§ Task to carry out
Copy the listing below in full and skip every picture.

## Begin

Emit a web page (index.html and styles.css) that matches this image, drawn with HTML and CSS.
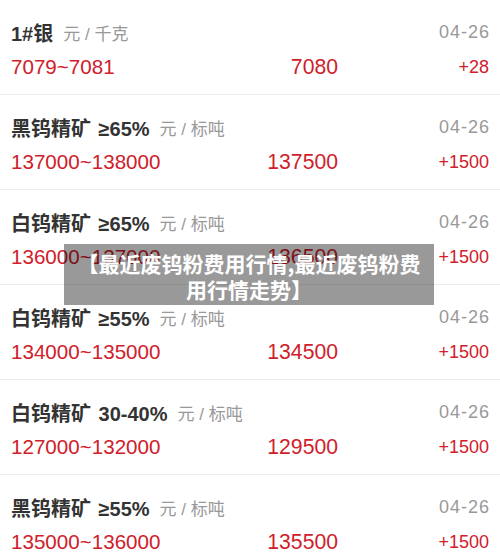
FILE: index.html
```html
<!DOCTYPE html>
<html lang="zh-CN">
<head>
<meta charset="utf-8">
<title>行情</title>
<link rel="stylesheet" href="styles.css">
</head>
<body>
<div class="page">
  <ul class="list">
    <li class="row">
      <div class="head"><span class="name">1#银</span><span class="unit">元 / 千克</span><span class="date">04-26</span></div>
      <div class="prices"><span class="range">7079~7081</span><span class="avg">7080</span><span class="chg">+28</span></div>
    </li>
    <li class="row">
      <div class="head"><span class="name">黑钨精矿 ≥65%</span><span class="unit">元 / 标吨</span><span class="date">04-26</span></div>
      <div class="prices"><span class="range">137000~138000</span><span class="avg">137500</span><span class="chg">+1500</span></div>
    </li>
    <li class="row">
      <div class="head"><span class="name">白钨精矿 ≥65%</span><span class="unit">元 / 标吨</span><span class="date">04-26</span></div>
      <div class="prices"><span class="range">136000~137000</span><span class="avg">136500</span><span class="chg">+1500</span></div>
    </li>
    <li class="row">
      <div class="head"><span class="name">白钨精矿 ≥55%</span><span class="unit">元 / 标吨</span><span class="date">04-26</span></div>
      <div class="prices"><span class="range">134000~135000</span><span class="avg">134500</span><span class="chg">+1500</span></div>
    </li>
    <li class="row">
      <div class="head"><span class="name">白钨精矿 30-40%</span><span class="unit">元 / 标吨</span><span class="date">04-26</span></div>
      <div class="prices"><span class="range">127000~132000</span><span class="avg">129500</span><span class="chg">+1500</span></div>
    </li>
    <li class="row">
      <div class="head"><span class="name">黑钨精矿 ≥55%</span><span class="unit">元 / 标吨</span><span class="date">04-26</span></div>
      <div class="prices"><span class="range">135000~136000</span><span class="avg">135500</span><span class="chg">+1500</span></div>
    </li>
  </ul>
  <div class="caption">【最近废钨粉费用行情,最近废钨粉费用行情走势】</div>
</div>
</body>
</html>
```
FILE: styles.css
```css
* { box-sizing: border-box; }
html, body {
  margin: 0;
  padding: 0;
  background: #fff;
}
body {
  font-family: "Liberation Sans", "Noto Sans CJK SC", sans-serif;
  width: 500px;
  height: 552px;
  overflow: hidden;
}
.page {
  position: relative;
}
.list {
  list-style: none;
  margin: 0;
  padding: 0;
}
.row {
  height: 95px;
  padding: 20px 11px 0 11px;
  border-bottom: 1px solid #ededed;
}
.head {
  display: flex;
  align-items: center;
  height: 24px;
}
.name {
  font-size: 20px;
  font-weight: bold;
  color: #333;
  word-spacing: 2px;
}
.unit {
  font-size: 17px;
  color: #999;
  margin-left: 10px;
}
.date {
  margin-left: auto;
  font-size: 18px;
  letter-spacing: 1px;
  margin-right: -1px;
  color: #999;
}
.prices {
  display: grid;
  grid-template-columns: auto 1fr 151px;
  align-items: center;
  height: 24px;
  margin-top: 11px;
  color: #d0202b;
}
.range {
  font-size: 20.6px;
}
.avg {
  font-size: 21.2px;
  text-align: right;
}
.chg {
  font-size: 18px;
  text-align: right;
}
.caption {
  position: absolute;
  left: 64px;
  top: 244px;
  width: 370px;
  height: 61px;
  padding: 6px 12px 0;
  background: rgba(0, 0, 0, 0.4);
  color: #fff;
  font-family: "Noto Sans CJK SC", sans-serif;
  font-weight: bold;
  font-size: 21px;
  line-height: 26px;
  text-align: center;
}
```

## End

§ Reply to the task
Emit a web page (index.html and styles.css) that matches this image, drawn with HTML and CSS.
FILE: index.html
```html
<!DOCTYPE html>
<html lang="zh-CN">
<head>
<meta charset="utf-8">
<title>行情</title>
<link rel="stylesheet" href="styles.css">
</head>
<body>
<div class="page">
  <ul class="list">
    <li class="row">
      <div class="head"><span class="name">1#银</span><span class="unit">元 / 千克</span><span class="date">04-26</span></div>
      <div class="prices"><span class="range">7079~7081</span><span class="avg">7080</span><span class="chg">+28</span></div>
    </li>
    <li class="row">
      <div class="head"><span class="name">黑钨精矿 ≥65%</span><span class="unit">元 / 标吨</span><span class="date">04-26</span></div>
      <div class="prices"><span class="range">137000~138000</span><span class="avg">137500</span><span class="chg">+1500</span></div>
    </li>
    <li class="row">
      <div class="head"><span class="name">白钨精矿 ≥65%</span><span class="unit">元 / 标吨</span><span class="date">04-26</span></div>
      <div class="prices"><span class="range">136000~137000</span><span class="avg">136500</span><span class="chg">+1500</span></div>
    </li>
    <li class="row">
      <div class="head"><span class="name">白钨精矿 ≥55%</span><span class="unit">元 / 标吨</span><span class="date">04-26</span></div>
      <div class="prices"><span class="range">134000~135000</span><span class="avg">134500</span><span class="chg">+1500</span></div>
    </li>
    <li class="row">
      <div class="head"><span class="name">白钨精矿 30-40%</span><span class="unit">元 / 标吨</span><span class="date">04-26</span></div>
      <div class="prices"><span class="range">127000~132000</span><span class="avg">129500</span><span class="chg">+1500</span></div>
    </li>
    <li class="row">
      <div class="head"><span class="name">黑钨精矿 ≥55%</span><span class="unit">元 / 标吨</span><span class="date">04-26</span></div>
      <div class="prices"><span class="range">135000~136000</span><span class="avg">135500</span><span class="chg">+1500</span></div>
    </li>
  </ul>
  <div class="caption">【最近废钨粉费用行情,最近废钨粉费用行情走势】</div>
</div>
</body>
</html>
```
FILE: styles.css
```css
* { box-sizing: border-box; }
html, body {
  margin: 0;
  padding: 0;
  background: #fff;
}
body {
  font-family: "Liberation Sans", "Noto Sans CJK SC", sans-serif;
  width: 500px;
  height: 552px;
  overflow: hidden;
}
.page {
  position: relative;
}
.list {
  list-style: none;
  margin: 0;
  padding: 0;
}
.row {
  height: 95px;
  padding: 20px 11px 0 11px;
  border-bottom: 1px solid #ededed;
}
.head {
  display: flex;
  align-items: center;
  height: 24px;
}
.name {
  font-size: 20px;
  font-weight: bold;
  color: #333;
  word-spacing: 2px;
}
.unit {
  font-size: 17px;
  color: #999;
  margin-left: 10px;
}
.date {
  margin-left: auto;
  font-size: 18px;
  letter-spacing: 1px;
  margin-right: -1px;
  color: #999;
}
.prices {
  display: grid;
  grid-template-columns: auto 1fr 151px;
  align-items: center;
  height: 24px;
  margin-top: 11px;
  color: #d0202b;
}
.range {
  font-size: 20.6px;
}
.avg {
  font-size: 21.2px;
  text-align: right;
}
.chg {
  font-size: 18px;
  text-align: right;
}
.caption {
  position: absolute;
  left: 64px;
  top: 244px;
  width: 370px;
  height: 61px;
  padding: 6px 12px 0;
  background: rgba(0, 0, 0, 0.4);
  color: #fff;
  font-family: "Noto Sans CJK SC", sans-serif;
  font-weight: bold;
  font-size: 21px;
  line-height: 26px;
  text-align: center;
}
```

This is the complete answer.